The Wellfleet Harbor Actors Theatre operates year-round and is where David Mamet, Sam Shepard, David Rabe, and others have staged world premieres and other works. If summer blockbusters are more your taste, the Wellfleet Drive-In Theater, a Cape staple with a dairy bar and grill built in 1957, shows first-run double features nightly in warm weather. On weekend days, it's the site of Cape Cod's biggest flea market.
266 Main Street
Wellfleet , Massachusetts
Tel: 508 349 9157
The Wellfleet Historical Society Museum reflects the long reach of this small town. On display are memorabilia related to the first transatlantic wireless broadcast as well as exhibits on Wellfleet native Lorenzo Baker (who in 1870 imported bananas for the first time) and prominent residents Luther Crowell (inventor of the square-bottom paper bag) and Sarah Atwood (one of the country's first female lighthouse keepers).
Open Wednesdays, Thursdays, and Saturdays 1 to 4 pm, Tuesdays and Fridays 10 am to 4 pm, late June through early September.
Whales, like tourists, summer here, and they've become a popular draw—a favorable twist of fate, considering that the Cape Cod whale trade almost wiped them out in the 19th century.
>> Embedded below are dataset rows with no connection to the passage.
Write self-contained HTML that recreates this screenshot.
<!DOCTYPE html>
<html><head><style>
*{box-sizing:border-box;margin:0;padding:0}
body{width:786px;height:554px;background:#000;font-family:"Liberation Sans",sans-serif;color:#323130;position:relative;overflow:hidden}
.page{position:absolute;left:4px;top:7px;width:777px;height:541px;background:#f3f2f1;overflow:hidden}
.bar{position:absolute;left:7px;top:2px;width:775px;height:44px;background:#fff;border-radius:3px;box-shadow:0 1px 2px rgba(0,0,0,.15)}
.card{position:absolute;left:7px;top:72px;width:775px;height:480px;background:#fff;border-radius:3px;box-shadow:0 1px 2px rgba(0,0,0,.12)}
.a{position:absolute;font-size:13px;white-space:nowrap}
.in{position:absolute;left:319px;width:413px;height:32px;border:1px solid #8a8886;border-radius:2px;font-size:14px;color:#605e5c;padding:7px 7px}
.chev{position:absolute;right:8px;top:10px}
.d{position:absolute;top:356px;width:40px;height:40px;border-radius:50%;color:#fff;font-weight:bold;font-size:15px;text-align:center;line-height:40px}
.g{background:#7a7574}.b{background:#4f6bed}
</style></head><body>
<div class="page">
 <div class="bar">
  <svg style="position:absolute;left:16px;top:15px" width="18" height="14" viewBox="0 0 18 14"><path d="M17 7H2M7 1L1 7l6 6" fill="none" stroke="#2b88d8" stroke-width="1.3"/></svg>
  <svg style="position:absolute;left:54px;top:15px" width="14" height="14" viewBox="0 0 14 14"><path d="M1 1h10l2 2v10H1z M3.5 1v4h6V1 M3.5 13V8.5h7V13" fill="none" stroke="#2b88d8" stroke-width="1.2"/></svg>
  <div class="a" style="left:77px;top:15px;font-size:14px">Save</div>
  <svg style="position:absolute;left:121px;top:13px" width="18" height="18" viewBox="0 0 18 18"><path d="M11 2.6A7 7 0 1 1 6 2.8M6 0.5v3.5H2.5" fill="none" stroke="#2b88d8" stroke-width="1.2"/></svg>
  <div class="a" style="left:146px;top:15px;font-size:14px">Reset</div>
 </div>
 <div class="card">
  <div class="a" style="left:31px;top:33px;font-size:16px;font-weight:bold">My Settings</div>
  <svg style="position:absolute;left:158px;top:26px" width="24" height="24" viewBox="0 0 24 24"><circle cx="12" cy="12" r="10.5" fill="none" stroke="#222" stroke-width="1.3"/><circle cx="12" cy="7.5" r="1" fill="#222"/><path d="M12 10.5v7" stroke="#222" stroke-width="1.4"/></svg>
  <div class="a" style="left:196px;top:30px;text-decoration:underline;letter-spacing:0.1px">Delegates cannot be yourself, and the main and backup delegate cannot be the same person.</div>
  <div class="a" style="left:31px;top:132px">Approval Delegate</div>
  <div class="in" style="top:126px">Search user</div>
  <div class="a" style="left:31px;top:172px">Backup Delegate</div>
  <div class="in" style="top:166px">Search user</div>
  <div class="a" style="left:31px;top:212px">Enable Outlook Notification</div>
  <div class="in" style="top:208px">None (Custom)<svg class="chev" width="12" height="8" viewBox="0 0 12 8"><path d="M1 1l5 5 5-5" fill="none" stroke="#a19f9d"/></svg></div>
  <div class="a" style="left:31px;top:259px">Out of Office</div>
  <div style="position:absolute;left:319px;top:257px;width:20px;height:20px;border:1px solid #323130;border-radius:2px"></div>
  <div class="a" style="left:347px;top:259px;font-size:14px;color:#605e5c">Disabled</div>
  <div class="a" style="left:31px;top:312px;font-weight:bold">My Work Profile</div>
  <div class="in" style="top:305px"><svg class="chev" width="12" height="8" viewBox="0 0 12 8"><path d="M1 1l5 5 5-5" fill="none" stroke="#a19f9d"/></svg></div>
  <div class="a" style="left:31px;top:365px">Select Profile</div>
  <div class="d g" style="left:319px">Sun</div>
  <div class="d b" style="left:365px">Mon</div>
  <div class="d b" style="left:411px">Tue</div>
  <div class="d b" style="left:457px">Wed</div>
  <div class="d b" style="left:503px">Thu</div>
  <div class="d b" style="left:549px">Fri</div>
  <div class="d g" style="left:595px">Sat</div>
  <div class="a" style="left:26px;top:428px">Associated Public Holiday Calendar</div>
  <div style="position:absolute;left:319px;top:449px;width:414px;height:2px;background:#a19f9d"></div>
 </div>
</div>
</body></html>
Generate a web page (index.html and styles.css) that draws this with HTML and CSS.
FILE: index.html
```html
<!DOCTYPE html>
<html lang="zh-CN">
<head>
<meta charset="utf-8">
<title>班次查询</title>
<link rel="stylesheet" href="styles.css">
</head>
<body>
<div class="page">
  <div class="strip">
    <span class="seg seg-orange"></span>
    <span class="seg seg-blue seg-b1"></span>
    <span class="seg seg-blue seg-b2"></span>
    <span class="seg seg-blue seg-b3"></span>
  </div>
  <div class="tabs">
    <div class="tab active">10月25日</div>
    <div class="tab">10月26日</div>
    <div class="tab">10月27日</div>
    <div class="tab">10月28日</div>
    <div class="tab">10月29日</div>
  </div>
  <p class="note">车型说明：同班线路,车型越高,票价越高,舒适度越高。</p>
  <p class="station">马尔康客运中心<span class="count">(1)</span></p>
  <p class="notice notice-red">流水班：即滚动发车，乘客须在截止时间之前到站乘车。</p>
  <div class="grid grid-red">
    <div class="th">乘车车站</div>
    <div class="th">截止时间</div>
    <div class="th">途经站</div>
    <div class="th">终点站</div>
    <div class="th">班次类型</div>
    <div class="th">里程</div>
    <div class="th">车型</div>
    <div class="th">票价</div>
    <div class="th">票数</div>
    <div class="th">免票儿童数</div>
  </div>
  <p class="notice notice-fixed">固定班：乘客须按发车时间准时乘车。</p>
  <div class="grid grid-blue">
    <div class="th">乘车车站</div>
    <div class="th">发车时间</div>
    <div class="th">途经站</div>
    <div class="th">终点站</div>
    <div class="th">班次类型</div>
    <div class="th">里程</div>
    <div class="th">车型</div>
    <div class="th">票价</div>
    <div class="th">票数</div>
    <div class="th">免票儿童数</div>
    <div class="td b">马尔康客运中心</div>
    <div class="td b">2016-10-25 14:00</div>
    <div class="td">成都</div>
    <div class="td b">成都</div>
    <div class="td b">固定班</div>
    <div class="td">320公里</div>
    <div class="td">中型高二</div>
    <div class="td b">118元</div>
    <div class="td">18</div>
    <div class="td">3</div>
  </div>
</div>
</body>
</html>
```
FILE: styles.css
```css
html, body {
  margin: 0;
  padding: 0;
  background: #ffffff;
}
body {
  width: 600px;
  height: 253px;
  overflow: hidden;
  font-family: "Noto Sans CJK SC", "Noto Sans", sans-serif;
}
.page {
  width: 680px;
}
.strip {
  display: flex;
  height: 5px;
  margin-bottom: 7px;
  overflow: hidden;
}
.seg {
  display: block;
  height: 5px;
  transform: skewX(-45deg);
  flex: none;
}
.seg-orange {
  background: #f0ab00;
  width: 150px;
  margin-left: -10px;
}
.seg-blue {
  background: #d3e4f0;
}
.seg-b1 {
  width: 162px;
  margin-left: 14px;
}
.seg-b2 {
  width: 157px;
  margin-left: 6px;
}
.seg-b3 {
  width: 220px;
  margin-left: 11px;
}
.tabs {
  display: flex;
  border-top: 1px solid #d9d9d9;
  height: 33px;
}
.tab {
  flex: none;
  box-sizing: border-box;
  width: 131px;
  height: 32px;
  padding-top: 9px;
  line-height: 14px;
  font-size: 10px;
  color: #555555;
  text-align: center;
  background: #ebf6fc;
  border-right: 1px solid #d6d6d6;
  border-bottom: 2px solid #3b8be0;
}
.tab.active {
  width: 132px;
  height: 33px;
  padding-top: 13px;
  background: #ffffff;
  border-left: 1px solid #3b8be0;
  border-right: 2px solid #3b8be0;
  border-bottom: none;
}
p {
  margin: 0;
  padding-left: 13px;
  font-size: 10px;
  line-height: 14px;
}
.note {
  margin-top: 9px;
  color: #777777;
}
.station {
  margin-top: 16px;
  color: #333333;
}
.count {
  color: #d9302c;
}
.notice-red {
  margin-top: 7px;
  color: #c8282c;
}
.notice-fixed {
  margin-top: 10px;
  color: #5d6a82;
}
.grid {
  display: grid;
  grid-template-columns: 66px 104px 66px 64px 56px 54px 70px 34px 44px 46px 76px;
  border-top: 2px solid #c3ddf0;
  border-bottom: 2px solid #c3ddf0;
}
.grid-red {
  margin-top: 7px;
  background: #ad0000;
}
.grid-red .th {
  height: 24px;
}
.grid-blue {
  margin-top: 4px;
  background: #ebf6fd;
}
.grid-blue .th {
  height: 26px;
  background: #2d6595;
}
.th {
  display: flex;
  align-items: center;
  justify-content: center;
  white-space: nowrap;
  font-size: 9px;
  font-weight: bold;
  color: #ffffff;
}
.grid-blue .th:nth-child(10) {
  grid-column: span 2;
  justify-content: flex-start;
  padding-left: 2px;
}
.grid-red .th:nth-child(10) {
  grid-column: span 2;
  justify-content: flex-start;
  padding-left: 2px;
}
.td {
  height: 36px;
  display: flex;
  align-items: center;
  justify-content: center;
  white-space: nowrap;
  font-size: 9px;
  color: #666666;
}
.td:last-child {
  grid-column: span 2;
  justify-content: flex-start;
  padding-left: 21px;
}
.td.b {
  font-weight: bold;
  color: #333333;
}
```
Most of the whales off Cape Cod are humpbacks, but excursion boats have reported sightings lately of rare right whales. These boats leave from Provincetown and Barnstable harbors and head to the Stellwagen Bank National Marine Sanctuary, a plankton-rich area where the whales like to feed. In Provincetown, the Dolphin Fleet operates three whale-watch boats from lively MacMillan Wharf; aboard are naturalists from the highly regarded Center for Coastal Studies (800-826-9300, whalewatch.com). Hyannis Whale Watcher Cruises, which leaves from quiet Barnstable Harbor, has a fast, purpose-built, 130-foot cruiser with whale-friendly water-jet propulsion. It, too, carries naturalists, several of them teachers, on its whale expeditions (888-942-5392, whales.net). Whale watches typically last three to four hours and cost from $40 to $45 per person for adults. Food is available on board.